Adult Cardiac Stem Cell Aging: A Reversible Stochastic Phenomenon?

Posted by in categories: biotech/medical, life extension, robotics/AI

Aging is by far the dominant risk factor for the development of cardiovascular diseases, whose prevalence dramatically increases with increasing age reaching epidemic proportions. In the elderly, pathologic cellular and molecular changes in cardiac tissue homeostasis and response to injury result in progressive deteriorations in the structure and function of the heart. Although the phenotypes of cardiac aging have been the subject of intense study, the recent discovery that cardiac homeostasis during mammalian lifespan is maintained and regulated by regenerative events associated with endogenous cardiac stem cell (CSC) activation has produced a crucial reconsideration of the biology of the adult and aged mammalian myocardium. The classical notion of the adult heart as a static organ, in terms of cell turnover and renewal, has now been replaced by a dynamic model in which cardiac cells continuously die and are then replaced by CSC progeny differentiation. However, CSCs are not immortal. They undergo cellular senescence characterized by increased ROS production and oxidative stress and loss of telomere/telomerase integrity in response to a variety of physiological and pathological demands with aging. Nevertheless, the old myocardium preserves an endogenous functionally competent CSC cohort which appears to be resistant to the senescent phenotype occurring with aging. The latter envisions the phenomenon of CSC ageing as a result of a stochastic and therefore reversible cell autonomous process. However, CSC aging could be a programmed cell cycle-dependent process, which affects all or most of the endogenous CSC population. The latter would infer that the loss of CSC regenerative capacity with aging is an inevitable phenomenon that cannot be rescued by stimulating their growth, which would only speed their progressive exhaustion.

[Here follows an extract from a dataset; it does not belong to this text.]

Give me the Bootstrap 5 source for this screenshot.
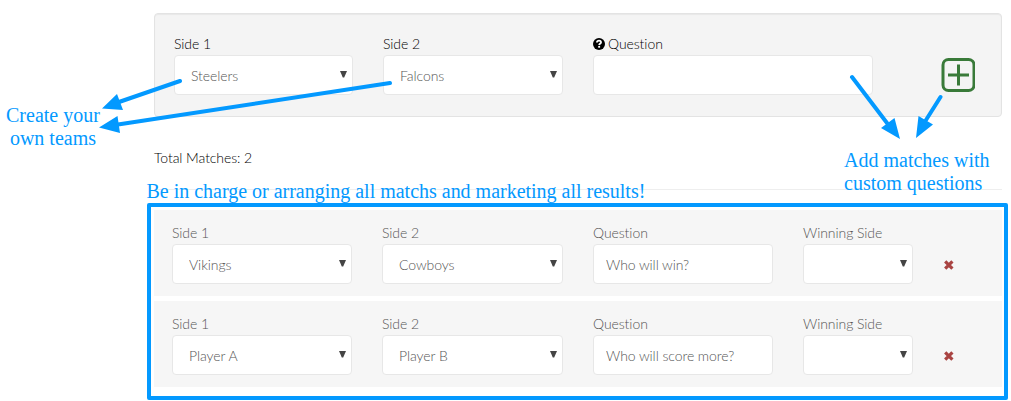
<!DOCTYPE html>
<html lang="en">
<head>
<meta charset="utf-8">
<meta name="viewport" content="width=device-width, initial-scale=1">
<title>Matches</title>
<link href="https://cdn.jsdelivr.net/npm/bootstrap@5.3.0/dist/css/bootstrap.min.css" rel="stylesheet">
<style>
body{font-family:Lato,sans-serif;font-weight:300;font-size:14px;line-height:20px;letter-spacing:-.07px;font-variant-ligatures:none;color:#000;background:#fff;height:401px;overflow:hidden}
.page{width:848px;margin-left:154px;padding-top:13px}
.well-box{height:104px;background:#f4f4f4;border:1px solid #e3e3e3;box-shadow:inset 0 1px 1px rgba(0,0,0,.05);padding:20px 19px}
.add-grid{display:grid;grid-template-columns:179px 180px 280px 1fr;column-gap:30px}
.match-grid{display:grid;grid-template-columns:180px 181px 180px 110px 1fr;column-gap:30px}
.field-label{display:block;height:21px;line-height:20px;white-space:nowrap}
.form-control,.form-select{height:40px;font-size:14px;font-weight:300;line-height:20px;letter-spacing:inherit;color:#555;border:1px solid #e7e7e7;border-radius:4px;background:#fff;padding:8px 12px 6px}
.form-control{padding:7px 12px}
.form-select{padding-left:16px}
.caret-mark{right:6px;top:16px;width:7px;height:7px}
.total{margin-top:31px;height:20px}
.rule{height:1px;background:#eee;margin-top:21px}
.frame{margin:13px -6px 0 -7px;height:197px;border:4px solid #0399ff;border-radius:2px;padding:3px 2px 0 3px}
.match-row{height:86px;background:#f6f6f6;padding:13px 18px 0;margin-bottom:5px;color:#555}
.remove-btn{margin:36px 0 0;width:12px;height:12px}
.note{font-family:"Liberation Serif",serif;font-weight:400;font-size:20px;line-height:23px;letter-spacing:0;color:#0399ff;white-space:nowrap}
.note-teams{left:6px;top:104px}
.note-add{left:844px;top:149px}
.note-charge{left:146.500px;top:180px;letter-spacing:-.01px}
</style>
</head>
<body class="position-relative">
<main class="page">
  <section class="well-box rounded-1">
    <div class="add-grid">
      <div><label class="field-label" for="s1">Side 1</label><div class="position-relative"><select id="s1" class="form-select"><option>Steelers</option></select><svg class="caret-mark position-absolute" viewBox="0 0 7 7"><path d="M0 0h7L4.200 6.500H2.800z" fill="#444"/></svg></div></div>
      <div><label class="field-label" for="s2">Side 2</label><div class="position-relative"><select id="s2" class="form-select"><option>Falcons</option></select><svg class="caret-mark position-absolute" viewBox="0 0 7 7"><path d="M0 0h7L4.200 6.500H2.800z" fill="#444"/></svg></div></div>
      <div><label class="field-label d-flex" for="q"><svg class="flex-shrink-0" style="margin:4px 3px 0 0" width="12" height="12" viewBox="0 0 12 12"><circle cx="6" cy="6" r="6"/><path d="M3.9 4.5C4.1 1.900 8.100 2 8 4.400C8 5.700 6.300 5.500 6.200 7.100" fill="none" stroke="#fff" stroke-width="1.800"/><path d="M5.200 8h1.900v1.700H5.200z" fill="#fff"/></svg>Question</label><input id="q" class="form-control"></div>
      <div class="d-flex justify-content-end"><a href="#" class="d-block" aria-label="Add match"><svg class="d-block" style="margin:24px 7px 0 0" width="34" height="34" viewBox="0 0 34 34" fill="none" stroke="#397a39"><rect x="2" y="1.500" width="31" height="31" rx="5.500" stroke-width="3"/><path d="M7 17h21M17.500 6.500v21" stroke-width="3"/></svg></a></div>
    </div>
  </section>
  <div class="total">Total Matches: 2</div>
  <div class="rule"></div>
  <section class="frame">
    <div class="match-row"><div class="match-grid">
      <div><label class="field-label" for="a1">Side 1</label><div class="position-relative"><select id="a1" class="form-select"><option>Vikings</option></select><svg class="caret-mark position-absolute" viewBox="0 0 7 7"><path d="M0 0h7L4.200 6.500H2.800z" fill="#444"/></svg></div></div>
      <div><label class="field-label" for="a2">Side 2</label><div class="position-relative"><select id="a2" class="form-select"><option>Cowboys</option></select><svg class="caret-mark position-absolute" viewBox="0 0 7 7"><path d="M0 0h7L4.200 6.500H2.800z" fill="#444"/></svg></div></div>
      <div><label class="field-label" for="a3">Question</label><input id="a3" class="form-control" value="Who will win?"></div>
      <div><label class="field-label" for="a4">Winning Side</label><div class="position-relative"><select id="a4" class="form-select"><option></option></select><svg class="caret-mark position-absolute" viewBox="0 0 7 7"><path d="M0 0h7L4.200 6.500H2.800z" fill="#444"/></svg></div></div>
      <div><svg class="remove-btn d-block" viewBox="0 0 12 12"><path d="M2.200 2.400l7.200 7.200M9.400 2.400L2.200 9.600" stroke="#a94442" stroke-width="3.200"/></svg></div>
    </div></div>
    <div class="match-row"><div class="match-grid">
      <div><label class="field-label" for="b1">Side 1</label><div class="position-relative"><select id="b1" class="form-select"><option>Player A</option></select><svg class="caret-mark position-absolute" viewBox="0 0 7 7"><path d="M0 0h7L4.200 6.500H2.800z" fill="#444"/></svg></div></div>
      <div><label class="field-label" for="b2">Side 2</label><div class="position-relative"><select id="b2" class="form-select"><option>Player B</option></select><svg class="caret-mark position-absolute" viewBox="0 0 7 7"><path d="M0 0h7L4.200 6.500H2.800z" fill="#444"/></svg></div></div>
      <div><label class="field-label" for="b3">Question</label><input id="b3" class="form-control" value="Who will score more?"></div>
      <div><label class="field-label" for="b4">Winning Side</label><div class="position-relative"><select id="b4" class="form-select"><option></option></select><svg class="caret-mark position-absolute" viewBox="0 0 7 7"><path d="M0 0h7L4.200 6.500H2.800z" fill="#444"/></svg></div></div>
      <div><svg class="remove-btn d-block" viewBox="0 0 12 12"><path d="M2.200 2.400l7.200 7.200M9.400 2.400L2.200 9.600" stroke="#a94442" stroke-width="3.200"/></svg></div>
    </div></div>
  </section>
</main>
<!-- callouts over the form -->
<div class="note note-teams position-absolute text-center">Create your<br>own teams</div>
<div class="note note-add position-absolute">Add matches with<br>custom questions</div>
<div class="note note-charge position-absolute">Be in charge or arranging all matchs and marketing all results!</div>
<svg class="position-absolute top-0 start-0 pe-none" width="1011" height="401" viewBox="0 0 1011 401" fill="#0399ff" stroke="#0399ff">
  <g stroke-width="4" stroke-linecap="round"><path d="M180 81L119 102M390 83L118 124.500M852 77L887 123M940.500 97L926 120"/></g>
  <g stroke="none"><path d="M102 108.500L117 94L123 110zM99 127.500L117.500 116L120 133zM900 139L881 128L894.500 118zM916 138L918.500 116L933 124.500z"/></g>
</svg>
<script src="https://cdn.jsdelivr.net/npm/bootstrap@5.3.0/dist/js/bootstrap.bundle.min.js"></script>
</body>
</html>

The resolution of these two biological views will be crucial to design and develop effective CSC-based interventions to counteract cardiac aging not only improving health span of the elderly but also extending lifespan by delaying cardiovascular disease-related deaths.

Over the last decades, average life expectancy has significantly increased worldwide although several chronic diseases continue to grow, with aging as their main risk factor [1]. Aging is a natural and inevitable degenerative process of biological functions characterized by the progressive decline in tissue and organ homeostasis and function. Despite the significant improvements in diagnosis and treatment, the majority of individuals older than 65 years of age suffer from an elevated risk to develop cardiovascular diseases (CVDs), with a decline in the quality of life and in the ability to perform the normal activities of daily living [1]. Aging produces numerous changes in the human heart at structural, molecular, and functional levels [2].